Last week Bank of America and Chase announced they are killing their Windows Phone native applications. The reason stated is lack of use. Does this mean Windows Phone is dead? No, over 10 million Lumias alone sold last quarter. The reality is supporting multiple independent native applications across multiple platforms is expensive. Right now there are 2 main players in the 'mobile space', iPhone and Android. Windows Phone is a distant 3rd, but that really does not matter?
Creating a modern client application is expensive, especially if you need to support the potential scale these two banks posses. Each of these banks are major US players and offer products across a broad range of banking needs, car loans, checking, savings, mortgages, etc. Both have millions of potential customers using their applications. Hopefully each platform's client application accesses the same API as the other platforms, but there is not guarantee. If not that also compounds the support overhead.
The harsh reality is the vast majority of 'apps' simply cannot sustain themselves. Most app developers and companies operate well below the app poverty line, or simply put loose money. While mobile banking is a great feature, and every bank should offer some form of access. Like any product or service a bank or any other company offers it costs money to offer and operate. The decision to cut these Windows Phone applications speaks more to the cost to service the applications than it does Windows Phone popularity.
The majority of non-gaming applications on mobile platforms rarely utilize the pure native API features on a platform. Full disclosure, I never used either of these two banking applications, but have used a few other native banking applications. Mobile banking applications are all pretty much the same as far as functionality; check balances, transfer funds, deposit checks and possibly pay a bill. Nothing there really screams native application because all these features can be accomplished using standard web technologies, including uploading check images.
At this point I have several years of experience building modern web applications that allow end users cross-platform access. A banking client like the Chase and Bank of America application's could be done in under a month give or take 6 months depending on the level of excessive enterprise overhead. The biggest obstacle is defining what level of Android support you are going to tolerate. I am also making the assumption the API is developed and you have a good graphic designer to create any potential assets. Multi-lingual support is also a potential aggravating factor. But even with aggravating factors a mobile banking web client should not require a lot of engineering.
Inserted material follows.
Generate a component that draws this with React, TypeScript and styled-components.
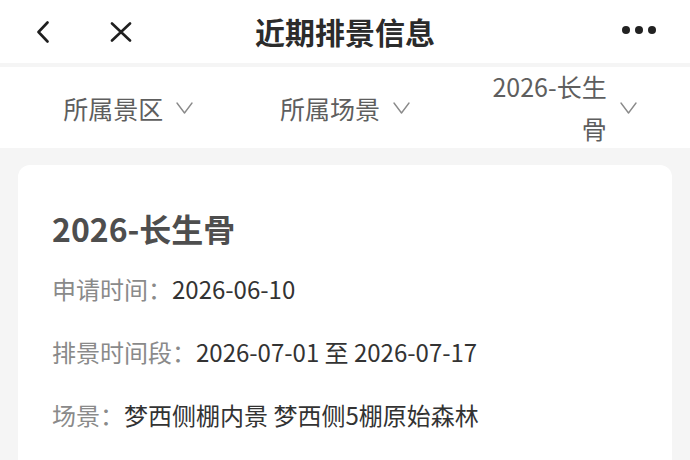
import React from "react";
import styled, { createGlobalStyle } from "styled-components";

const Global = createGlobalStyle`
  html, body { margin: 0; padding: 0; background: #f5f5f5; }
  body { font-family: "Noto Sans CJK SC", "Noto Sans", sans-serif; }
  * { box-sizing: border-box; }
`;

const Page = styled.div`
  width: 690px;
  height: 460px;
  overflow: hidden;
  background: #f5f5f5;
  display: flex;
  flex-direction: column;
`;

const Header = styled.header`
  flex-shrink: 0;
  height: 63px;
  background: #fff;
  display: grid;
  grid-template-columns: 1fr auto 1fr;
  align-items: center;
  margin-bottom: 4px;
`;

const LeftGroup = styled.div`
  display: flex;
  align-items: center;
  gap: 60px;
  padding-left: 36px;
`;

const RightGroup = styled.div`
  display: flex;
  justify-content: flex-end;
  padding-right: 34px;
`;

const Title = styled.h1`
  margin: 0;
  font-size: 30px;
  font-weight: 700;
  color: #2b2b2b;
  line-height: 1;
  padding-bottom: 2px;
`;

const IconBtn = styled.span`
  display: inline-flex;
  align-items: center;
  justify-content: center;
`;

const Dots = styled.span`
  display: inline-flex;
  gap: 5px;
  padding-bottom: 3px;
`;

const Dot = styled.span`
  width: 8px;
  height: 8px;
  border-radius: 50%;
  background: #222;
`;

const FilterBar = styled.nav`
  flex-shrink: 0;
  background: #fff;
  height: 81px;
  display: grid;
  grid-template-columns: repeat(3, 1fr);
  padding: 0 20px;
  margin-bottom: 17px;
`;

const FilterItem = styled.div`
  display: flex;
  align-items: center;
  justify-content: center;
  gap: 13px;
`;

const FilterText = styled.span<{ $wrap?: boolean }>`
  font-size: 25px;
  color: #5e5e5e;
  line-height: ${(p) => (p.$wrap ? "42px" : "1.2")};
  text-align: right;
  max-width: ${(p) => (p.$wrap ? "120px" : "none")};
  margin-top: ${(p) => (p.$wrap ? "-2px" : "0")};
`;

const Card = styled.section`
  flex-shrink: 0;
  margin: 0 18px;
  background: #fff;
  border-radius: 12px;
  padding: 43px 34px 40px;
`;

const CardTitle = styled.h2`
  margin: 0 0 25px;
  font-size: 32px;
  line-height: 40px;
  font-weight: 700;
  color: #4e4e4e;
`;

const Rows = styled.div`
  display: flex;
  flex-direction: column;
  gap: 31px;
`;

const Row = styled.div`
  font-size: 24px;
  line-height: 32px;
  white-space: nowrap;
`;

const Label = styled.span`
  color: #8a8a8a;
`;

const Value = styled.span`
  color: #333;
`;

const Chevron = () => (
  <svg width="17" height="12" viewBox="0 0 17 12" fill="none">
    <path d="M1 1 L8.5 11 L16 1" stroke="#8a8a8a" strokeWidth="1.4" strokeLinecap="round" strokeLinejoin="round" />
  </svg>
);

const BackIcon = () => (
  <svg width="14" height="22" viewBox="0 0 14 22" fill="none">
    <path d="M11.5 1.5 L2.5 11 L11.5 20.5" stroke="#1f1f1f" strokeWidth="2.6" strokeLinecap="round" strokeLinejoin="round" />
  </svg>
);

const CloseIcon = () => (
  <svg width="22" height="20" viewBox="0 0 22 20" fill="none">
    <path d="M2 1.5 L20 18.5 M20 1.5 L2 18.5" stroke="#1f1f1f" strokeWidth="2.6" strokeLinecap="round" />
  </svg>
);

const filters = [
  { label: "所属景区" },
  { label: "所属场景" },
  { label: "2026-长生骨", wrap: true },
];

const rows = [
  { label: "申请时间：", value: "2026-06-10" },
  { label: "排景时间段：", value: "2026-07-01 至 2026-07-17" },
  { label: "场景：", value: "梦西侧棚内景 梦西侧5棚原始森林" },
];

export default function App() {
  return (
    <>
      <Global />
      <Page>
        <Header>
          <LeftGroup>
            <IconBtn><BackIcon /></IconBtn>
            <IconBtn><CloseIcon /></IconBtn>
          </LeftGroup>
          <Title>近期排景信息</Title>
          <RightGroup>
            <Dots>
              <Dot />
              <Dot />
              <Dot />
            </Dots>
          </RightGroup>
        </Header>
        <FilterBar>
          {filters.map((f) => (
            <FilterItem key={f.label}>
              <FilterText $wrap={f.wrap}>{f.label}</FilterText>
              <Chevron />
            </FilterItem>
          ))}
        </FilterBar>
        <Card>
          <CardTitle>2026-长生骨</CardTitle>
          <Rows>
            {rows.map((r) => (
              <Row key={r.label}>
                <Label>{r.label}</Label>
                <Value>{r.value}</Value>
              </Row>
            ))}
          </Rows>
        </Card>
      </Page>
    </>
  );
}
The common banking application, like Chase and Bank of America, represent strong candidates for a rich cross-platform, responsive, single page web application instead of numerous native platform application. Development and support costs are far less than native counterparts. The real costs associated with any client application are customer support and maintenance. Banks like Chase and Bank of America most likely have a minimum service level agreement for customer support staffing. This overhead, combined with lack a smaller user base certainly hurt these two applications. Having a single web client experience means these two mobile banking experiences would be available on Windows Phone as well as an other client platform the customer chooses and at a lower total cost of ownership.